## PROBLEM TO SOLVE
Quote every line below exactly as it reads.

────────

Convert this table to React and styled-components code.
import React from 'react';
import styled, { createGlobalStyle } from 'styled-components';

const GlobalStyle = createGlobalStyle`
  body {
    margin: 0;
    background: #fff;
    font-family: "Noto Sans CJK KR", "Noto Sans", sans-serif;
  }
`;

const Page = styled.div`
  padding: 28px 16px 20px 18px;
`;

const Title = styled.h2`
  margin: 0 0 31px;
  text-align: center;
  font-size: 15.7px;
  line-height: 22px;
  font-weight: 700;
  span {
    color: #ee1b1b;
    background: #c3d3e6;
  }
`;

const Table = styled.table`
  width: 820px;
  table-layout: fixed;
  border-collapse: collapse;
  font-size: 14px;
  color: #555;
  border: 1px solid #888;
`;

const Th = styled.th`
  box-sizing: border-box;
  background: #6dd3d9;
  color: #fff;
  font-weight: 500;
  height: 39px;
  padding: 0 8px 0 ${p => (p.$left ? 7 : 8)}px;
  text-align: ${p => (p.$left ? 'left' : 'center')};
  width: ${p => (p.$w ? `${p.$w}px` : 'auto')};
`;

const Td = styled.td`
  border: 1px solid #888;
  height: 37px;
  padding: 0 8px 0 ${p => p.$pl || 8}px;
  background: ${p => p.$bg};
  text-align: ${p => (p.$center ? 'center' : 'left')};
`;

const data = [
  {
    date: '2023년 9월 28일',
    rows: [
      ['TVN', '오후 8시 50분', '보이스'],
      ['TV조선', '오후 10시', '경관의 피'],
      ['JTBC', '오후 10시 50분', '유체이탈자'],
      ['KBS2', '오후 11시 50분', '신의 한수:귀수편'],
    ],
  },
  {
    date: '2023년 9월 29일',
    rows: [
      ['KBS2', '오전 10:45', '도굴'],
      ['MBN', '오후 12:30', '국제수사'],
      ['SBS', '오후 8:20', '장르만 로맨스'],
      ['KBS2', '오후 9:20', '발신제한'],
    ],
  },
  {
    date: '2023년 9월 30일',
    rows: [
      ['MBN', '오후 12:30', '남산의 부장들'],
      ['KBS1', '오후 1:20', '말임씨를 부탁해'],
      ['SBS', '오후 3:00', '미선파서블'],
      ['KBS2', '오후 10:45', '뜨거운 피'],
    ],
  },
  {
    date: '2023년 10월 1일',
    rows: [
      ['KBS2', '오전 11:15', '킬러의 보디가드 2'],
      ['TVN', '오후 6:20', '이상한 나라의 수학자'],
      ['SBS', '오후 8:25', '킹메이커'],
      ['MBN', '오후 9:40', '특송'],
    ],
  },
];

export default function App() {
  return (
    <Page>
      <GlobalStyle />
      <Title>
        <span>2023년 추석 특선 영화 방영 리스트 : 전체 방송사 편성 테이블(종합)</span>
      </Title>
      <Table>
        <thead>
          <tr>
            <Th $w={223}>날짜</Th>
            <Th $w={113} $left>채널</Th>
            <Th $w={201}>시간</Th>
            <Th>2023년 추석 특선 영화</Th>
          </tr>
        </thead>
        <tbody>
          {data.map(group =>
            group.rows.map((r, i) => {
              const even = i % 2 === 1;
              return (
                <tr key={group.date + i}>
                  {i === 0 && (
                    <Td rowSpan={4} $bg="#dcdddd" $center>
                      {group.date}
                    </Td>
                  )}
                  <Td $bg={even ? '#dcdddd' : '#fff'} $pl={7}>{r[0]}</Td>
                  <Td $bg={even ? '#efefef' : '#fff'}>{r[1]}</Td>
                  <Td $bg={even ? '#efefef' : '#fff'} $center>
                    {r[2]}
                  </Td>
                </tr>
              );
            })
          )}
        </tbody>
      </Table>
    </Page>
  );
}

────────

## REPLY TO THE TASK
Convert this table to React and styled-components code.
import React from 'react';
import styled, { createGlobalStyle } from 'styled-components';

const GlobalStyle = createGlobalStyle`
  body {
    margin: 0;
    background: #fff;
    font-family: "Noto Sans CJK KR", "Noto Sans", sans-serif;
  }
`;

const Page = styled.div`
  padding: 28px 16px 20px 18px;
`;

const Title = styled.h2`
  margin: 0 0 31px;
  text-align: center;
  font-size: 15.7px;
  line-height: 22px;
  font-weight: 700;
  span {
    color: #ee1b1b;
    background: #c3d3e6;
  }
`;

const Table = styled.table`
  width: 820px;
  table-layout: fixed;
  border-collapse: collapse;
  font-size: 14px;
  color: #555;
  border: 1px solid #888;
`;

const Th = styled.th`
  box-sizing: border-box;
  background: #6dd3d9;
  color: #fff;
  font-weight: 500;
  height: 39px;
  padding: 0 8px 0 ${p => (p.$left ? 7 : 8)}px;
  text-align: ${p => (p.$left ? 'left' : 'center')};
  width: ${p => (p.$w ? `${p.$w}px` : 'auto')};
`;

const Td = styled.td`
  border: 1px solid #888;
  height: 37px;
  padding: 0 8px 0 ${p => p.$pl || 8}px;
  background: ${p => p.$bg};
  text-align: ${p => (p.$center ? 'center' : 'left')};
`;

const data = [
  {
    date: '2023년 9월 28일',
    rows: [
      ['TVN', '오후 8시 50분', '보이스'],
      ['TV조선', '오후 10시', '경관의 피'],
      ['JTBC', '오후 10시 50분', '유체이탈자'],
      ['KBS2', '오후 11시 50분', '신의 한수:귀수편'],
    ],
  },
  {
    date: '2023년 9월 29일',
    rows: [
      ['KBS2', '오전 10:45', '도굴'],
      ['MBN', '오후 12:30', '국제수사'],
      ['SBS', '오후 8:20', '장르만 로맨스'],
      ['KBS2', '오후 9:20', '발신제한'],
    ],
  },
  {
    date: '2023년 9월 30일',
    rows: [
      ['MBN', '오후 12:30', '남산의 부장들'],
      ['KBS1', '오후 1:20', '말임씨를 부탁해'],
      ['SBS', '오후 3:00', '미선파서블'],
      ['KBS2', '오후 10:45', '뜨거운 피'],
    ],
  },
  {
    date: '2023년 10월 1일',
    rows: [
      ['KBS2', '오전 11:15', '킬러의 보디가드 2'],
      ['TVN', '오후 6:20', '이상한 나라의 수학자'],
      ['SBS', '오후 8:25', '킹메이커'],
      ['MBN', '오후 9:40', '특송'],
    ],
  },
];

export default function App() {
  return (
    <Page>
      <GlobalStyle />
      <Title>
        <span>2023년 추석 특선 영화 방영 리스트 : 전체 방송사 편성 테이블(종합)</span>
      </Title>
      <Table>
        <thead>
          <tr>
            <Th $w={223}>날짜</Th>
            <Th $w={113} $left>채널</Th>
            <Th $w={201}>시간</Th>
            <Th>2023년 추석 특선 영화</Th>
          </tr>
        </thead>
        <tbody>
          {data.map(group =>
            group.rows.map((r, i) => {
              const even = i % 2 === 1;
              return (
                <tr key={group.date + i}>
                  {i === 0 && (
                    <Td rowSpan={4} $bg="#dcdddd" $center>
                      {group.date}
                    </Td>
                  )}
                  <Td $bg={even ? '#dcdddd' : '#fff'} $pl={7}>{r[0]}</Td>
                  <Td $bg={even ? '#efefef' : '#fff'}>{r[1]}</Td>
                  <Td $bg={even ? '#efefef' : '#fff'} $center>
                    {r[2]}
                  </Td>
                </tr>
              );
            })
          )}
        </tbody>
      </Table>
    </Page>
  );
}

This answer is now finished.